PROVIDENCE, R.I. -- As brain development goes, "bad" or "inappropriate" experiences are worse than no experiences at all, according to a study in the Jan. 28, 1999, issue of Nature. The study shows that the loss of connections between neurons in the brain is not the result of inactivity, as previously thought, but a consequence of activity that is inappropriate.
Experiences during early postnatal life sculpt the connections between neurons in the brain. Some connections, initially formed early in fetal development, are retained and made stronger, while others are weakened and eventually lost. This refinement of connections is responsible for the acquisition of brain function during infancy. While the mechanisms of experience-dependent brain modification normally are responsible for the improvement of function during development, in some clinical conditions they can actually lead to a loss of function.
For example, a loss of function during infant development can result when one eye is deprived of normal visual experience, as can occur with a cataract. As a consequence of this deprivation, connections serving the eye in the brain are weakened to the point that the eye becomes blind. The blindness is a result of a change in the brain, so it persists even when the cataract is removed.
For some time, the weakening between connections in the brain following "one eye" deprivation was considered a consequence of inactivity in the eye. In fact, the eye remains active even with the eyelids closed. The difference between the open and closed eye is the pattern of activity. The activity generated by a seeing eye is like the signals of a well-tuned radio station. The activity generated by an eye with a cataract, or with the lids closed, is more like static.
Researchers in the Howard Hughes Medical Institute and Department of Neuroscience at Brown University tested the validity of a theory developed by Nobel Laureate Leon Cooper and associates at Brown. The theory suggested "static" in the deprived eye actually caused connections to become weaker.
Graduate student Cindi Rittenhouse and professors Harel Shouval, Michael Paradiso and Mark Bear tested that theory in a group of test animals. Half of the animals received a drug that blocked all electrical activity in one eye; the other half simply had their eyelids closed.

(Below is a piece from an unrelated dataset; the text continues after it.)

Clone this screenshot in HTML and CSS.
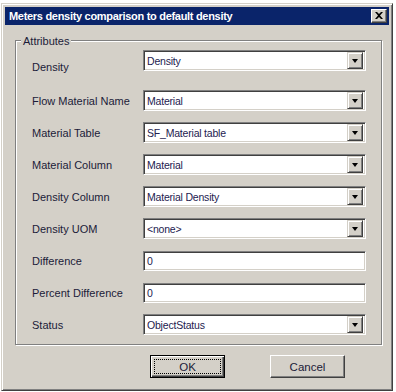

In line with the theory, but in contrast to the conventional view, the researchers found that the weakening between connections caused by eyelid closure was far more severe than the weakening caused by blocking all activity in the deprived eye. The finding suggests that it might be possible to "freeze" connections in the brain by blocking activity.
"This result is counterintuitive. You would expect that complete absence of activity would be most severe," said Bear. "This static appears to help drive changes in the same process used to sculpt connections.
"It is important to understand the mechanism by which connections are weakened - not only because such understanding may yield insight into ways that at least one type of blindness can be avoided, but also because this is a fundamental part of normal brain development."